- _Data in this exercise_
>>>>>
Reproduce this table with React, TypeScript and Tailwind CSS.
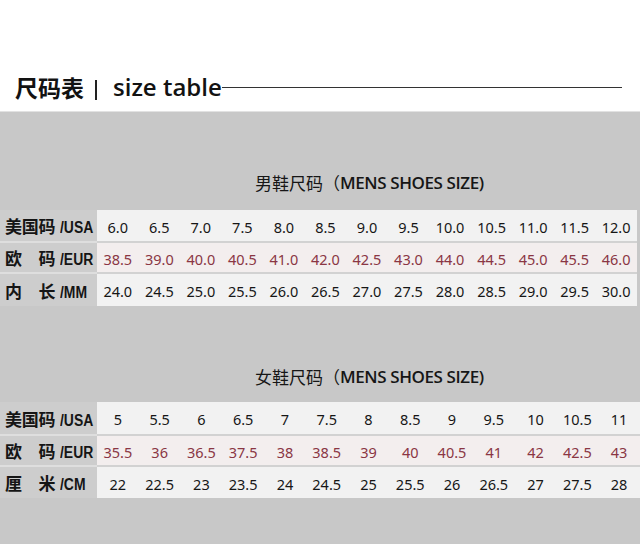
import React from "react";

const men = {
  usa: ["6.0", "6.5", "7.0", "7.5", "8.0", "8.5", "9.0", "9.5", "10.0", "10.5", "11.0", "11.5", "12.0"],
  eur: ["38.5", "39.0", "40.0", "40.5", "41.0", "42.0", "42.5", "43.0", "44.0", "44.5", "45.0", "45.5", "46.0"],
  mm: ["24.0", "24.5", "25.0", "25.5", "26.0", "26.5", "27.0", "27.5", "28.0", "28.5", "29.0", "29.5", "30.0"],
};
const women = {
  usa: ["5", "5.5", "6", "6.5", "7", "7.5", "8", "8.5", "9", "9.5", "10", "10.5", "11"],
  eur: ["35.5", "36", "36.5", "37.5", "38", "38.5", "39", "40", "40.5", "41", "42", "42.5", "43"],
  cm: ["22", "22.5", "23", "23.5", "24", "24.5", "25", "25.5", "26", "26.5", "27", "27.5", "28"],
};

const cjk = "font-['Noto_Sans_CJK_SC','Noto_Sans',sans-serif]";

function Label({ chars, code }: { chars: [string, string, string]; code: string }) {
  return (
    <div className={`w-[97px] shrink-0 flex items-center pl-[5px] pt-[3px] text-[#151515] ${cjk}`}>
      <div className="flex items-baseline">
        {chars.map((c, i) => (
          <span key={i} className="w-[16.7px] text-[17px] font-bold leading-[20px] text-center">
            {c}
          </span>
        ))}
        <span className="ml-[5px] text-[16px] font-bold leading-[20px] font-['Liberation_Sans',sans-serif] scale-x-[0.87] origin-left inline-block">
          {code}
        </span>
      </div>
    </div>
  );
}

function Row({
  label,
  values,
  red,
  first,
  h,
}: {
  label: React.ReactNode;
  values: string[];
  red?: boolean;
  first?: boolean;
  h: string;
}) {
  return (
    <div className={`flex ${h}`}>
      <div className={`flex bg-[#cdcdcd] ${first ? "" : "border-t-2 border-[#dedede]"}`}>{label}</div>
      <div
        className={`flex flex-1 ${red ? "bg-[#f3eeee]" : "bg-[#f2f2f2]"} ${
          first ? "" : "border-t-2 border-[#d2d2d2]"
        }`}
      >
        {values.map((v, i) => (
          <div
            key={i}
            className={`flex-1 flex items-center justify-center pt-[4px] text-[14.5px] font-['Noto_Sans',sans-serif] ${
              red ? "text-[#8a3644]" : "text-[#161616]"
            }`}
          >
            {v}
          </div>
        ))}
      </div>
    </div>
  );
}

function SectionTitle({ cn }: { cn: string }) {
  return (
    <div className="h-[32px] flex items-center pl-[255px] text-[#161616]">
      <span className={`text-[17px] leading-none ${cjk}`}>{cn}（</span>
      <span className="text-[17px] leading-none font-semibold tracking-[-0.4px] font-['Open_Sans',sans-serif]">
        MENS SHOES SIZE)
      </span>
    </div>
  );
}

export default function App() {
  return (
    <div className="w-[640px] h-[544px] overflow-hidden bg-[#c8c8c8]">
      <div className="h-[112px] bg-white pt-[71px] pl-[15px] border-b border-[#e2e2e2]">
        <div className="h-[32px] flex items-center text-[#121212]">
          <span className={`text-[23px] font-bold leading-none ${cjk}`}>尺码表</span>
          <span className="ml-[11px] mt-[6px] w-[2px] h-[20px] bg-[#222]" />
          <span className="ml-[16px] text-[24px] font-semibold leading-none font-['Open_Sans',sans-serif]">
            size table
          </span>
          <span className="flex-1 mr-[18px] mt-[1px] h-[1px] bg-[#333]" />
        </div>
      </div>

      <div className="pt-[54px]">
        <SectionTitle cn="男鞋尺码" />
        <div className="mt-[12px] pr-[3px]">
          <Row h="h-[31px]" first label={<Label chars={["美", "国", "码"]} code="/USA" />} values={men.usa} />
          <Row h="h-[31px]" red label={<Label chars={["欧", " ", "码"]} code="/EUR" />} values={men.eur} />
          <Row h="h-[34px]" label={<Label chars={["内", " ", "长"]} code="/MM" />} values={men.mm} />
        </div>

        <div className="mt-[54px]">
          <SectionTitle cn="女鞋尺码" />
        </div>
        <div className="mt-[10px]">
          <Row h="h-[32px]" first label={<Label chars={["美", "国", "码"]} code="/USA" />} values={women.usa} />
          <Row h="h-[31px]" red label={<Label chars={["欧", " ", "码"]} code="/EUR" />} values={women.eur} />
          <Row h="h-[33px]" label={<Label chars={["厘", " ", "米"]} code="/CM" />} values={women.cm} />
        </div>
      </div>
    </div>
  );
}
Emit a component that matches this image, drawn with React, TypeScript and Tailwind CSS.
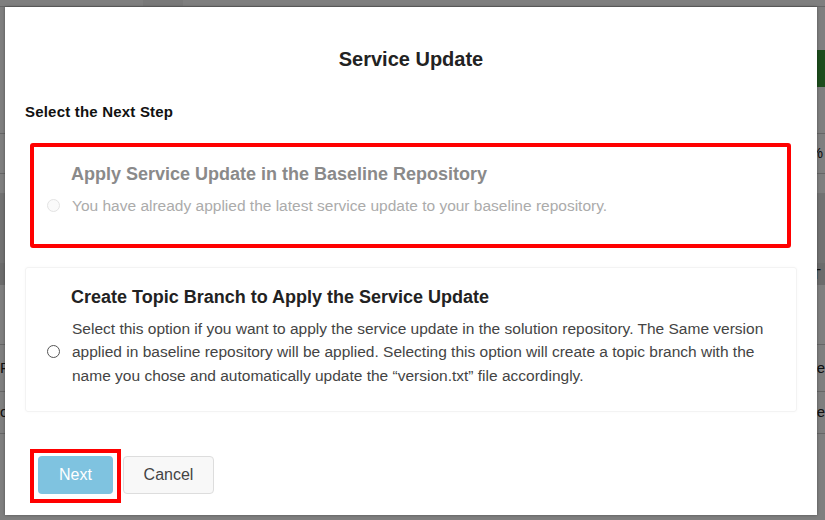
import React from 'react'

const font = "font-['Liberation_Sans',Arial,sans-serif]"

function Radio({ disabled }: { disabled?: boolean }) {
  return (
    <span
      className={
        disabled
          ? 'block h-[13px] w-[13px] shrink-0 rounded-full border border-[#e3e3e3] bg-[#fafafa]'
          : 'block h-[13px] w-[13px] shrink-0 rounded-full border border-[#555] bg-white'
      }
    />
  )
}

function Backdrop() {
  return (
    <div className="flex h-full w-full flex-col bg-white text-[15px] text-[#222]">
      <div className="flex h-[7px] border-b border-[#ccc]">
        <div className="w-[143px]" />
        <div className="w-[40px] bg-[#f2f2f2]" />
      </div>
      <div className="flex h-[126px] items-start justify-end">
        <div className="mt-[43px] h-[37px] w-[30px] bg-[#3a9a3a] pl-1 pt-2 text-white">E</div>
      </div>
      <div className="flex h-[40px] items-center justify-end border-t border-[#ccc] pr-0.5">%</div>
      <div className="h-[20px] border-t border-[#ccc]" />
      <div className="h-[70px] bg-[#e4e4e4]" />
      <div className="flex h-[22px] items-center justify-end bg-[#d9d9d9] pr-1">T</div>
      <div className="h-[60px] border-b border-[#ccc]" />
      <div className="flex h-[47px] items-center justify-between border-b border-[#ccc]">
        <span>R</span>
        <span>re</span>
      </div>
      <div className="flex h-[42px] items-center justify-between border-b border-[#ccc]">
        <span>o</span>
        <span>re</span>
      </div>
      <div className="flex-1" />
    </div>
  )
}

export default function App() {
  return (
    <div className={`relative h-[520px] w-[825px] overflow-hidden ${font}`}>
      <Backdrop />
      <div className="absolute inset-0 bg-black/50" />

      <div className="absolute left-[5px] top-[7px] flex h-[508px] w-[812px] flex-col bg-white px-5 shadow-[0_0_3px_rgba(0,0,0,0.35)]">
        <h2 className="mt-[40px] text-center text-[20px] font-bold leading-[24px] text-[#222]">Service Update</h2>

        <p className="mt-[32px] text-[15px] font-bold leading-[18px] tracking-[0.2px] text-[#111]">
          Select the Next Step
        </p>

        {/* disabled option */}
        <div className="relative mt-[23px] rounded-[3px] pb-[25px] pl-[46px] pr-5 pt-[19px]">
          <h3 className="text-[18px] font-bold leading-[22px] text-[#8a8a8a]">
            Apply Service Update in the Baseline Repository
          </h3>
          <div className="-ml-[24px] mt-[9px] flex items-center gap-[12px]">
            <Radio disabled />
            <p className="text-[15.5px] leading-[23.5px] text-[#ababab]">
              You have already applied the latest service update to your baseline repository.
            </p>
          </div>
          <div className="pointer-events-none absolute -top-px bottom-[-5px] left-[5px] right-[6px] rounded-[3px] border-4 border-[#ff0000]" />
        </div>

        {/* enabled option */}
        <div className="mt-[24px] rounded-[3px] border border-[#f3f3f3] pb-[24px] pl-[45px] pr-5 pt-[18px] shadow-[0_0_3px_rgba(0,0,0,0.03)]">
          <h3 className="text-[18px] font-bold leading-[22px] text-[#222]">
            Create Topic Branch to Apply the Service Update
          </h3>
          <div className="-ml-[24px] mt-[9px] flex items-center gap-[12px]">
            <Radio />
            <p className="text-[15.5px] leading-[23.5px] text-[#444]">
              Select this option if you want to apply the service update in the solution repository. The Same version
              applied in baseline repository will be applied. Selecting this option will create a topic branch with the
              name you chose and automatically update the “version.txt” file accordingly.
            </p>
          </div>
        </div>

        <div className="mt-[44px] flex items-center gap-[10px] pl-[13px]">
          <div className="relative">
            <button className="h-[38px] w-[75px] rounded-[4px] bg-[#7fc3e0] text-[16px] text-white">Next</button>
            <div className="pointer-events-none absolute -bottom-[9px] -left-[8px] -right-[8px] -top-[7px] border-4 border-[#ff0000]" />
          </div>
          <button className="h-[38px] w-[91px] rounded-[4px] border border-[#ddd] bg-[#f8f8f8] text-[16px] text-[#444]">
            Cancel
          </button>
        </div>
      </div>
    </div>
  )
}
<<<<<
- _Written task_
Above are the records; copy every line in them that holds the word "React".

- _Correct answer_
Reproduce this table with React, TypeScript and Tailwind CSS.
import React from "react";
  label: React.ReactNode;
Emit a component that matches this image, drawn with React, TypeScript and Tailwind CSS.
import React from 'react'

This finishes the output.